> [EXERCISE] Both the line containing "Clone this screenshot" and the line containing "const columns = ['Platz', 'Spieler', 'Siege', 'Winrate'];" belong in the answer, along with every line between them; print exactly those.
----
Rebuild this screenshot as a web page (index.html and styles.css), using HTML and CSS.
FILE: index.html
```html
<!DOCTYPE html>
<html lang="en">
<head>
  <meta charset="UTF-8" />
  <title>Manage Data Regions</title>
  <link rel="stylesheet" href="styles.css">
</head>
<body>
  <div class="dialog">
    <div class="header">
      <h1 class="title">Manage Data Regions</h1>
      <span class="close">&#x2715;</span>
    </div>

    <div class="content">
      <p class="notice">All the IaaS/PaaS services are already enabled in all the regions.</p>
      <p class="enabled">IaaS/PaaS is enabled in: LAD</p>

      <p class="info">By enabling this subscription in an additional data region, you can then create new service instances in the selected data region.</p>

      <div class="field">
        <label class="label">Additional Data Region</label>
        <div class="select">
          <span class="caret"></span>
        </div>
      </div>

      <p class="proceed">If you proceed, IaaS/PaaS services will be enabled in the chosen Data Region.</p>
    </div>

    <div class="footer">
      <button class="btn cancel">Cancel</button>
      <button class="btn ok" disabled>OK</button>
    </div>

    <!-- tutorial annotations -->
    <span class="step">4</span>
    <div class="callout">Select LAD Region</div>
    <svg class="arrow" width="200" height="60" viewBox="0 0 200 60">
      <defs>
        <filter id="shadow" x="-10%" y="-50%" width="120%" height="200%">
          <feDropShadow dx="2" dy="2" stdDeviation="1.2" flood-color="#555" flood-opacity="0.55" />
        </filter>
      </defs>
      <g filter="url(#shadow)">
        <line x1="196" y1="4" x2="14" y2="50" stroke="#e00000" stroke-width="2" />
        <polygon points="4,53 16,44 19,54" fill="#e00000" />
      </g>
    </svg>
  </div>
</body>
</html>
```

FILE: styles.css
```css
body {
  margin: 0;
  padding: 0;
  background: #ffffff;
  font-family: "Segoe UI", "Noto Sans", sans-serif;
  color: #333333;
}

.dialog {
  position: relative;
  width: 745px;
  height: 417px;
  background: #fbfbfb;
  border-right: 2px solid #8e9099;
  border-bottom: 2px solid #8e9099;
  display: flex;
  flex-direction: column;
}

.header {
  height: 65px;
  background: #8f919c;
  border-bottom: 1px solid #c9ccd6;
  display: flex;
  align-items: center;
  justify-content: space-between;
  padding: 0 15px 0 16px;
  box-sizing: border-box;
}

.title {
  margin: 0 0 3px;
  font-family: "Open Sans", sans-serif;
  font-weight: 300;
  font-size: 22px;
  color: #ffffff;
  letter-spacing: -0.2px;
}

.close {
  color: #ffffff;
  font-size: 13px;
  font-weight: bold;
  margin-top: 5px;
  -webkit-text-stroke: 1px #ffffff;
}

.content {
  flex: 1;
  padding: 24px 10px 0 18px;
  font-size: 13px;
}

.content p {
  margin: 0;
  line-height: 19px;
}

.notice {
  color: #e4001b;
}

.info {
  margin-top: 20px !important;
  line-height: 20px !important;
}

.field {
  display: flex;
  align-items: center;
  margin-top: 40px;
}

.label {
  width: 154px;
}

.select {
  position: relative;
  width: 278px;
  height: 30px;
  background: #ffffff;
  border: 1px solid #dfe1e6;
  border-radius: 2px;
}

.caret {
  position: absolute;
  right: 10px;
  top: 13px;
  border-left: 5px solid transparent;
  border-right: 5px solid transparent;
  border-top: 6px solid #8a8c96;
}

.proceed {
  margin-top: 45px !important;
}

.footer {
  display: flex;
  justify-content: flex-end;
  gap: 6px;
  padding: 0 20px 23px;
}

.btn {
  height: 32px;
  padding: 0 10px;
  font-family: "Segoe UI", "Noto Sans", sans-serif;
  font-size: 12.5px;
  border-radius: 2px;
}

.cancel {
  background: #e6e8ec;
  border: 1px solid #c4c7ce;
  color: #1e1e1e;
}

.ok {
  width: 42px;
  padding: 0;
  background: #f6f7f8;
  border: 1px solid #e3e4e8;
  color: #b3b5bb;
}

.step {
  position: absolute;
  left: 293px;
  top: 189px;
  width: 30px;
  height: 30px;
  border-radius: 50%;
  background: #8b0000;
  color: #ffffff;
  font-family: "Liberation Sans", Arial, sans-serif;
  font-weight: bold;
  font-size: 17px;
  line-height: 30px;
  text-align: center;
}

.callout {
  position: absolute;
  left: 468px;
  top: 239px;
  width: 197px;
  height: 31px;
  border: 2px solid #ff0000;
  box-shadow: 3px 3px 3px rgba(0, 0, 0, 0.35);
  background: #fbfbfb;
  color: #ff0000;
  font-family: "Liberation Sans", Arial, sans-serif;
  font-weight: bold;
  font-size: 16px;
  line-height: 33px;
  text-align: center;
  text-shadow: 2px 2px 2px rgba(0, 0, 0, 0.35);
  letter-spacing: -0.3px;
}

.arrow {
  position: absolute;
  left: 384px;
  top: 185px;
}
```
----
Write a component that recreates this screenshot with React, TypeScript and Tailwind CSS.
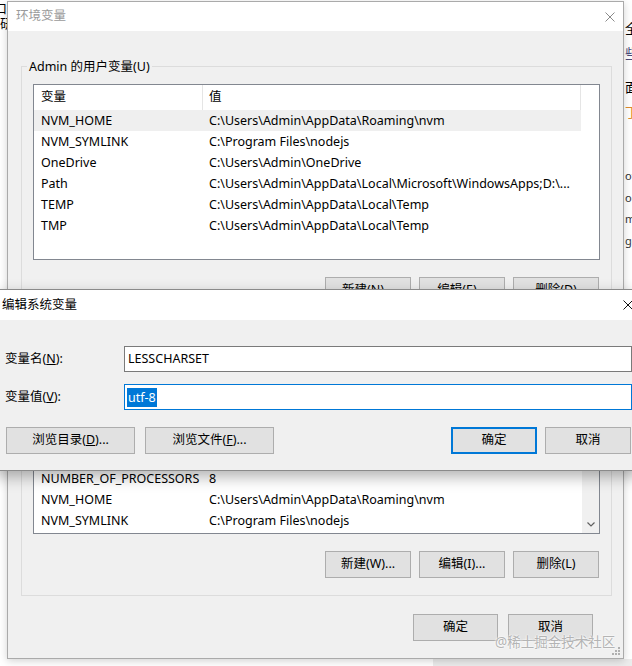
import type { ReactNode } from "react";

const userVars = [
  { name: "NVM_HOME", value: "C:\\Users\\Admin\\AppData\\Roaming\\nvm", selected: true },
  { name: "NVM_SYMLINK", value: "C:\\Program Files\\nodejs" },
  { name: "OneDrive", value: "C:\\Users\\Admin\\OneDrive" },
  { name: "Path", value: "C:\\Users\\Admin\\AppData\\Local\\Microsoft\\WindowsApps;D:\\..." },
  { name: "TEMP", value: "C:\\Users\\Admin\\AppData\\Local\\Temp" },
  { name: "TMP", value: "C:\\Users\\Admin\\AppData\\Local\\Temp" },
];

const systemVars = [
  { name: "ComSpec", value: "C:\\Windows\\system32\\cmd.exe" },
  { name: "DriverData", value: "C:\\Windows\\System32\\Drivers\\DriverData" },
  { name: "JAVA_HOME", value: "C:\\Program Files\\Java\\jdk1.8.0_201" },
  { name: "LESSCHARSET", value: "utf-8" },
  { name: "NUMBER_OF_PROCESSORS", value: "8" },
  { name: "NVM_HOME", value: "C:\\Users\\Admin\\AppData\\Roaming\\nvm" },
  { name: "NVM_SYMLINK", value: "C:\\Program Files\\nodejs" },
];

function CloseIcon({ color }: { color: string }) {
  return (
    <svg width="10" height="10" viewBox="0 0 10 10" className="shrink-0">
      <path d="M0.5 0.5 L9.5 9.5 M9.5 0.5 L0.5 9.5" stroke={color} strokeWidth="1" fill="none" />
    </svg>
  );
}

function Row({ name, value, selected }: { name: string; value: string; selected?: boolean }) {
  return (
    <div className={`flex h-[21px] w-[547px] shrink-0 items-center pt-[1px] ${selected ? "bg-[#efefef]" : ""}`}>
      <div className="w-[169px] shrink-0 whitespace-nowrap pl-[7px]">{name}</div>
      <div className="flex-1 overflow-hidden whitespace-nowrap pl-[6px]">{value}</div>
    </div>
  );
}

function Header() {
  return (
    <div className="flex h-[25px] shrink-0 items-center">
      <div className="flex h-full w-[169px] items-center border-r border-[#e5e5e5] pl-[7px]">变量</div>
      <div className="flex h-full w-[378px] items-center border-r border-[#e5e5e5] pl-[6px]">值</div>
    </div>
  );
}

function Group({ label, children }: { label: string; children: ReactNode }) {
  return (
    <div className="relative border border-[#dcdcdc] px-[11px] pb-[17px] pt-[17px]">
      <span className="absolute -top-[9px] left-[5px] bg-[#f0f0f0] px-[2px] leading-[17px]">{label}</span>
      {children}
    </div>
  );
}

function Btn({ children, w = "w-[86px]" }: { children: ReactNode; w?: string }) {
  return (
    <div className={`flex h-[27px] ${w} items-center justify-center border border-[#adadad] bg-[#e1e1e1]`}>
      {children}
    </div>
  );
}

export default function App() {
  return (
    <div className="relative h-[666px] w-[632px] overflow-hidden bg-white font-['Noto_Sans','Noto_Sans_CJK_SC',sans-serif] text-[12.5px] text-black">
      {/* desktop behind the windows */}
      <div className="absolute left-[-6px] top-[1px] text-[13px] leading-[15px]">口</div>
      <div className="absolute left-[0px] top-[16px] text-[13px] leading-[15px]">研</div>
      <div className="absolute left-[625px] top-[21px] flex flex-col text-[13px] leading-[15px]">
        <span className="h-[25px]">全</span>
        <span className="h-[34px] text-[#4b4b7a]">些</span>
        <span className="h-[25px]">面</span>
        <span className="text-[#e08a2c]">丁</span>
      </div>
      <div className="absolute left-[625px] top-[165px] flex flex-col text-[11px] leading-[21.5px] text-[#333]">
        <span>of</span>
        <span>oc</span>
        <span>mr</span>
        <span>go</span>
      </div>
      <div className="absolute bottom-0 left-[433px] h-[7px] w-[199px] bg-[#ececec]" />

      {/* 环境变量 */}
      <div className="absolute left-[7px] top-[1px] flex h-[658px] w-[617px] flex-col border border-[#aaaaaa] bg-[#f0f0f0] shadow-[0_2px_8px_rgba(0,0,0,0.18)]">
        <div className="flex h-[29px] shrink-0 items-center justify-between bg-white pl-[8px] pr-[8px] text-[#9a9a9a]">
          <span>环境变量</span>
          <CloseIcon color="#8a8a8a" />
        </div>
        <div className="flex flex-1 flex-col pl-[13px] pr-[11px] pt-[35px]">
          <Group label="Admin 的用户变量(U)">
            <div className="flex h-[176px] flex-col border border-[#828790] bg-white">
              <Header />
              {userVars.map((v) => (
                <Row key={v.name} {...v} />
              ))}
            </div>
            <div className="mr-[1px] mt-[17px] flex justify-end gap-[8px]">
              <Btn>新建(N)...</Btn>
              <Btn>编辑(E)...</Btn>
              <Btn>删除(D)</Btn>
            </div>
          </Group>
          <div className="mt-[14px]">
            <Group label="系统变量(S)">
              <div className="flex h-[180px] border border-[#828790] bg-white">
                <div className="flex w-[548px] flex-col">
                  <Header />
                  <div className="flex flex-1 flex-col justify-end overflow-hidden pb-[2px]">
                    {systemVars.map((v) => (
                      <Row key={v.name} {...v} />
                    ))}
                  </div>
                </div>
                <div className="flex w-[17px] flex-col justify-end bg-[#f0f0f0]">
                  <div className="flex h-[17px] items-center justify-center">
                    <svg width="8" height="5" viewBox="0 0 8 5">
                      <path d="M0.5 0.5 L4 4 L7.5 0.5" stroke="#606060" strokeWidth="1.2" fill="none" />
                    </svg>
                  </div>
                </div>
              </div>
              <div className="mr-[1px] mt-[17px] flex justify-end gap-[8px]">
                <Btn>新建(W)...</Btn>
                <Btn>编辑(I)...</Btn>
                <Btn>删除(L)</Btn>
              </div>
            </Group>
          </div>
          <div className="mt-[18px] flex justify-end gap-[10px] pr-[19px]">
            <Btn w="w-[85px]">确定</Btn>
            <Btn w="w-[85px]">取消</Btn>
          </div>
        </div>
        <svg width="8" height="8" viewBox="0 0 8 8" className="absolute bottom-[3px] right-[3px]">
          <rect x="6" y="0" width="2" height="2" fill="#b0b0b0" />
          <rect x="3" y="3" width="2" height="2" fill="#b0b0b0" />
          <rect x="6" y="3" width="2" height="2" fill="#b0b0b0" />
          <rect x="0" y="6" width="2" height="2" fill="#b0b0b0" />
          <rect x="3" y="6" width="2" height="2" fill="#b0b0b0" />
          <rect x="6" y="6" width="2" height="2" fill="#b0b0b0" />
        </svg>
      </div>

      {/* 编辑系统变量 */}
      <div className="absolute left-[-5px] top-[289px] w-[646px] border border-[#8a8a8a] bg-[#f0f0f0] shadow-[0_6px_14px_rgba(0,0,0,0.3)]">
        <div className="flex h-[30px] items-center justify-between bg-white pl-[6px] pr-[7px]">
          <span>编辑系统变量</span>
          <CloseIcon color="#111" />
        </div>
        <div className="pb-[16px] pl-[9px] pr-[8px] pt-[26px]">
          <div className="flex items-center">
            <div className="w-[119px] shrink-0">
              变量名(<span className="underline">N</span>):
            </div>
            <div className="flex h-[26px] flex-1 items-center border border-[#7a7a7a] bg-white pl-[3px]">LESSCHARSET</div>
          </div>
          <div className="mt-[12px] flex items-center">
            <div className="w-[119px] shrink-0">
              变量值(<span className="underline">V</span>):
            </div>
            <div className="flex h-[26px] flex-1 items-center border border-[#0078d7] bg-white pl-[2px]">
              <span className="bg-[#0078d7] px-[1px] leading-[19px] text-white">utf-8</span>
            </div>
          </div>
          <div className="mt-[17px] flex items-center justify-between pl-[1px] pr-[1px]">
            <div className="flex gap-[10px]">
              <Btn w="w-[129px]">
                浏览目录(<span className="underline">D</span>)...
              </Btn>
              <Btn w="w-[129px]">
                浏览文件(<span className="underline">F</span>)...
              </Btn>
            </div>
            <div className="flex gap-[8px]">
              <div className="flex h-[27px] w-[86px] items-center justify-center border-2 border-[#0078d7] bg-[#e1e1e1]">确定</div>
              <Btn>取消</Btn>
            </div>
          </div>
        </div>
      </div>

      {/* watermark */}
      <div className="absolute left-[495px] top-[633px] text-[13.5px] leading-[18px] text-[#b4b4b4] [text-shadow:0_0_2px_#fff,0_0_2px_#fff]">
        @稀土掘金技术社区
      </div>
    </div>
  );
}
----
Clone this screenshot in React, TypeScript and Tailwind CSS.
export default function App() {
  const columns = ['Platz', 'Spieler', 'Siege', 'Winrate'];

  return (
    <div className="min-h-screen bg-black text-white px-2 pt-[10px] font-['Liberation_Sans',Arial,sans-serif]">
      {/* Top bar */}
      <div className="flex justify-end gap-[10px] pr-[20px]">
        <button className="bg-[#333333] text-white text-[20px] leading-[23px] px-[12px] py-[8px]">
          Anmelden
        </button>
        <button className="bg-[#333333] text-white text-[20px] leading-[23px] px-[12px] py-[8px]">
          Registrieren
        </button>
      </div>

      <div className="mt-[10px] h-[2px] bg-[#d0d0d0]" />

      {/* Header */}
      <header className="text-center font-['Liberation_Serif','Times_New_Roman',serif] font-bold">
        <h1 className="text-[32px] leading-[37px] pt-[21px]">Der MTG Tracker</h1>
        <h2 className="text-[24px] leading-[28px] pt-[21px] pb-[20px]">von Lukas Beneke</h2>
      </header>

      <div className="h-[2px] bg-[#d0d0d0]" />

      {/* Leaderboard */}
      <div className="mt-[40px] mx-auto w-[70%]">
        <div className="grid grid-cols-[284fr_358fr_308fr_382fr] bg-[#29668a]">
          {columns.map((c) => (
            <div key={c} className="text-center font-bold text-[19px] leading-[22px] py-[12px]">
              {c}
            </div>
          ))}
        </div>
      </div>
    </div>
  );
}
----
> [FULL RESPONSE]
Clone this screenshot in React, TypeScript and Tailwind CSS.
export default function App() {
  const columns = ['Platz', 'Spieler', 'Siege', 'Winrate'];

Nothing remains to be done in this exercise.